## Work to be completed
Every line below should be repeated exactly.

####################

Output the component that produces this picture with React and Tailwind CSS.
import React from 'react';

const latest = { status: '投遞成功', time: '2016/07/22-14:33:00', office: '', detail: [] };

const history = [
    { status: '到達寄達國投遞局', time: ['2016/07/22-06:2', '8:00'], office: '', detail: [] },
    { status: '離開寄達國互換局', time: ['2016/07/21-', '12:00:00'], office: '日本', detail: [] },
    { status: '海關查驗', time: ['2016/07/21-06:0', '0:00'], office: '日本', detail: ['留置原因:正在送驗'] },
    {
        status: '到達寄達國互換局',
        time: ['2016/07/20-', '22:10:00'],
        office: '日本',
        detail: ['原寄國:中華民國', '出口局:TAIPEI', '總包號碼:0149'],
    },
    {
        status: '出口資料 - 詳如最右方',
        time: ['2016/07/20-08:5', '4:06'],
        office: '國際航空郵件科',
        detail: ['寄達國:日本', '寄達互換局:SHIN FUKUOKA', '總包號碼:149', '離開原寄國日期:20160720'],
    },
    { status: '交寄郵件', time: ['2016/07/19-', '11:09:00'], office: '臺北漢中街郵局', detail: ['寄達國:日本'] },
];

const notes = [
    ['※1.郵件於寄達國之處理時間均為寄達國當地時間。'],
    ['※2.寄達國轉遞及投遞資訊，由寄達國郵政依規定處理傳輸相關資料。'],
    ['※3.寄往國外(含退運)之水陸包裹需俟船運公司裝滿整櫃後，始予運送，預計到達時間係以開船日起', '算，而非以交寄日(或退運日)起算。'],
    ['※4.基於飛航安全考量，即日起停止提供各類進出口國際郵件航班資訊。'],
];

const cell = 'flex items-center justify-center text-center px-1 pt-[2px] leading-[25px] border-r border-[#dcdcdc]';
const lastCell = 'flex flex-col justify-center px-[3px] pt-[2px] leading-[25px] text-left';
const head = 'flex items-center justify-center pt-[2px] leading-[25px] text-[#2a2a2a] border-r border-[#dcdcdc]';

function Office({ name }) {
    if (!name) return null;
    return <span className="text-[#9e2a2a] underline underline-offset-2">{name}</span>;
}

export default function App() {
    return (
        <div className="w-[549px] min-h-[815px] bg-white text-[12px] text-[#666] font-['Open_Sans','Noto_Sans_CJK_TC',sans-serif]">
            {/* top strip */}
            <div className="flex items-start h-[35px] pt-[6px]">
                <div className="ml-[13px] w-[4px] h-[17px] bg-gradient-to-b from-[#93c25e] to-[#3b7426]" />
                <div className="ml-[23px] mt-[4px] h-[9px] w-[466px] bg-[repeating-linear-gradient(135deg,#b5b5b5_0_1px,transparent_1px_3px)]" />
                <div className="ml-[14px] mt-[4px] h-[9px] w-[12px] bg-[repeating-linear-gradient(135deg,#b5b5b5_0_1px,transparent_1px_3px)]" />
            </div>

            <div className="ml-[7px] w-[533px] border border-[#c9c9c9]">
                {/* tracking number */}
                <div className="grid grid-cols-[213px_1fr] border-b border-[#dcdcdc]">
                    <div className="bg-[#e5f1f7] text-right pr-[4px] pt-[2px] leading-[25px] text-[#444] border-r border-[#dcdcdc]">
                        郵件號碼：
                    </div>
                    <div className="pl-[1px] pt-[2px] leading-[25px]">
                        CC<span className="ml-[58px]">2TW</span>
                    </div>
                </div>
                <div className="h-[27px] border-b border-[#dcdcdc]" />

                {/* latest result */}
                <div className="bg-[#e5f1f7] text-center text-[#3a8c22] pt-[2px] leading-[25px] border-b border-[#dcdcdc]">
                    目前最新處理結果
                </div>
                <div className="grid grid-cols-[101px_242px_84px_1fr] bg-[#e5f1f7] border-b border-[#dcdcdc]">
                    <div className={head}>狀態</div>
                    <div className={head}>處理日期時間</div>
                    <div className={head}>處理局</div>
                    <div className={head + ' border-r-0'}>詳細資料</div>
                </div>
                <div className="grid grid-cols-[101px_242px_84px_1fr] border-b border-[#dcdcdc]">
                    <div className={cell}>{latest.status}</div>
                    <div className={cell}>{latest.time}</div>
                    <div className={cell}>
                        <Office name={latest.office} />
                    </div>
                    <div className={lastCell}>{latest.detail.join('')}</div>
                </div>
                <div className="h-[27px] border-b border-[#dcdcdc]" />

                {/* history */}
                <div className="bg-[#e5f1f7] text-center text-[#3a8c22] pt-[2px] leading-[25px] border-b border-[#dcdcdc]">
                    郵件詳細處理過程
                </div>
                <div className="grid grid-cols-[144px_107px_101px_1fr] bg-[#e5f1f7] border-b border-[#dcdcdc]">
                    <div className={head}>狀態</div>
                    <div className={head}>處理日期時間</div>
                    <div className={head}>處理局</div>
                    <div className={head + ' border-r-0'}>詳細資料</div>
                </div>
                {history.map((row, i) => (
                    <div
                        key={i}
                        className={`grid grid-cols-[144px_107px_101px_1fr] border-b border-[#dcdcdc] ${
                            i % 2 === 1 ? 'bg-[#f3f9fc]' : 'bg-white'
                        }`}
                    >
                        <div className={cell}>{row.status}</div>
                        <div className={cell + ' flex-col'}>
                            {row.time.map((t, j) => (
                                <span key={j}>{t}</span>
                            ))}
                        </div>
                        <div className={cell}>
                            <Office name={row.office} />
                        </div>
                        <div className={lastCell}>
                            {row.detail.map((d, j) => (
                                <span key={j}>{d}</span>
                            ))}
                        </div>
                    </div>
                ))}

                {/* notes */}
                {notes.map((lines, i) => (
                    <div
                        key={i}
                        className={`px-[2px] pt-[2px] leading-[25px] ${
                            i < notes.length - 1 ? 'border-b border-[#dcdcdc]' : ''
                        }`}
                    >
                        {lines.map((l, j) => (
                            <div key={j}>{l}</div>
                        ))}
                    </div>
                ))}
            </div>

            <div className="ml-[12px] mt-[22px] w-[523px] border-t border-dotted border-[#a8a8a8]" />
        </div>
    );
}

####################

## Solution
Output the component that produces this picture with React and Tailwind CSS.
import React from 'react';

const latest = { status: '投遞成功', time: '2016/07/22-14:33:00', office: '', detail: [] };

const history = [
    { status: '到達寄達國投遞局', time: ['2016/07/22-06:2', '8:00'], office: '', detail: [] },
    { status: '離開寄達國互換局', time: ['2016/07/21-', '12:00:00'], office: '日本', detail: [] },
    { status: '海關查驗', time: ['2016/07/21-06:0', '0:00'], office: '日本', detail: ['留置原因:正在送驗'] },
    {
        status: '到達寄達國互換局',
        time: ['2016/07/20-', '22:10:00'],
        office: '日本',
        detail: ['原寄國:中華民國', '出口局:TAIPEI', '總包號碼:0149'],
    },
    {
        status: '出口資料 - 詳如最右方',
        time: ['2016/07/20-08:5', '4:06'],
        office: '國際航空郵件科',
        detail: ['寄達國:日本', '寄達互換局:SHIN FUKUOKA', '總包號碼:149', '離開原寄國日期:20160720'],
    },
    { status: '交寄郵件', time: ['2016/07/19-', '11:09:00'], office: '臺北漢中街郵局', detail: ['寄達國:日本'] },
];

const notes = [
    ['※1.郵件於寄達國之處理時間均為寄達國當地時間。'],
    ['※2.寄達國轉遞及投遞資訊，由寄達國郵政依規定處理傳輸相關資料。'],
    ['※3.寄往國外(含退運)之水陸包裹需俟船運公司裝滿整櫃後，始予運送，預計到達時間係以開船日起', '算，而非以交寄日(或退運日)起算。'],
    ['※4.基於飛航安全考量，即日起停止提供各類進出口國際郵件航班資訊。'],
];

const cell = 'flex items-center justify-center text-center px-1 pt-[2px] leading-[25px] border-r border-[#dcdcdc]';
const lastCell = 'flex flex-col justify-center px-[3px] pt-[2px] leading-[25px] text-left';
const head = 'flex items-center justify-center pt-[2px] leading-[25px] text-[#2a2a2a] border-r border-[#dcdcdc]';

function Office({ name }) {
    if (!name) return null;
    return <span className="text-[#9e2a2a] underline underline-offset-2">{name}</span>;
}

export default function App() {
    return (
        <div className="w-[549px] min-h-[815px] bg-white text-[12px] text-[#666] font-['Open_Sans','Noto_Sans_CJK_TC',sans-serif]">
            {/* top strip */}
            <div className="flex items-start h-[35px] pt-[6px]">
                <div className="ml-[13px] w-[4px] h-[17px] bg-gradient-to-b from-[#93c25e] to-[#3b7426]" />
                <div className="ml-[23px] mt-[4px] h-[9px] w-[466px] bg-[repeating-linear-gradient(135deg,#b5b5b5_0_1px,transparent_1px_3px)]" />
                <div className="ml-[14px] mt-[4px] h-[9px] w-[12px] bg-[repeating-linear-gradient(135deg,#b5b5b5_0_1px,transparent_1px_3px)]" />
            </div>

            <div className="ml-[7px] w-[533px] border border-[#c9c9c9]">
                {/* tracking number */}
                <div className="grid grid-cols-[213px_1fr] border-b border-[#dcdcdc]">
                    <div className="bg-[#e5f1f7] text-right pr-[4px] pt-[2px] leading-[25px] text-[#444] border-r border-[#dcdcdc]">
                        郵件號碼：
                    </div>
                    <div className="pl-[1px] pt-[2px] leading-[25px]">
                        CC<span className="ml-[58px]">2TW</span>
                    </div>
                </div>
                <div className="h-[27px] border-b border-[#dcdcdc]" />

                {/* latest result */}
                <div className="bg-[#e5f1f7] text-center text-[#3a8c22] pt-[2px] leading-[25px] border-b border-[#dcdcdc]">
                    目前最新處理結果
                </div>
                <div className="grid grid-cols-[101px_242px_84px_1fr] bg-[#e5f1f7] border-b border-[#dcdcdc]">
                    <div className={head}>狀態</div>
                    <div className={head}>處理日期時間</div>
                    <div className={head}>處理局</div>
                    <div className={head + ' border-r-0'}>詳細資料</div>
                </div>
                <div className="grid grid-cols-[101px_242px_84px_1fr] border-b border-[#dcdcdc]">
                    <div className={cell}>{latest.status}</div>
                    <div className={cell}>{latest.time}</div>
                    <div className={cell}>
                        <Office name={latest.office} />
                    </div>
                    <div className={lastCell}>{latest.detail.join('')}</div>
                </div>
                <div className="h-[27px] border-b border-[#dcdcdc]" />

                {/* history */}
                <div className="bg-[#e5f1f7] text-center text-[#3a8c22] pt-[2px] leading-[25px] border-b border-[#dcdcdc]">
                    郵件詳細處理過程
                </div>
                <div className="grid grid-cols-[144px_107px_101px_1fr] bg-[#e5f1f7] border-b border-[#dcdcdc]">
                    <div className={head}>狀態</div>
                    <div className={head}>處理日期時間</div>
                    <div className={head}>處理局</div>
                    <div className={head + ' border-r-0'}>詳細資料</div>
                </div>
                {history.map((row, i) => (
                    <div
                        key={i}
                        className={`grid grid-cols-[144px_107px_101px_1fr] border-b border-[#dcdcdc] ${
                            i % 2 === 1 ? 'bg-[#f3f9fc]' : 'bg-white'
                        }`}
                    >
                        <div className={cell}>{row.status}</div>
                        <div className={cell + ' flex-col'}>
                            {row.time.map((t, j) => (
                                <span key={j}>{t}</span>
                            ))}
                        </div>
                        <div className={cell}>
                            <Office name={row.office} />
                        </div>
                        <div className={lastCell}>
                            {row.detail.map((d, j) => (
                                <span key={j}>{d}</span>
                            ))}
                        </div>
                    </div>
                ))}

                {/* notes */}
                {notes.map((lines, i) => (
                    <div
                        key={i}
                        className={`px-[2px] pt-[2px] leading-[25px] ${
                            i < notes.length - 1 ? 'border-b border-[#dcdcdc]' : ''
                        }`}
                    >
                        {lines.map((l, j) => (
                            <div key={j}>{l}</div>
                        ))}
                    </div>
                ))}
            </div>

            <div className="ml-[12px] mt-[22px] w-[523px] border-t border-dotted border-[#a8a8a8]" />
        </div>
    );
}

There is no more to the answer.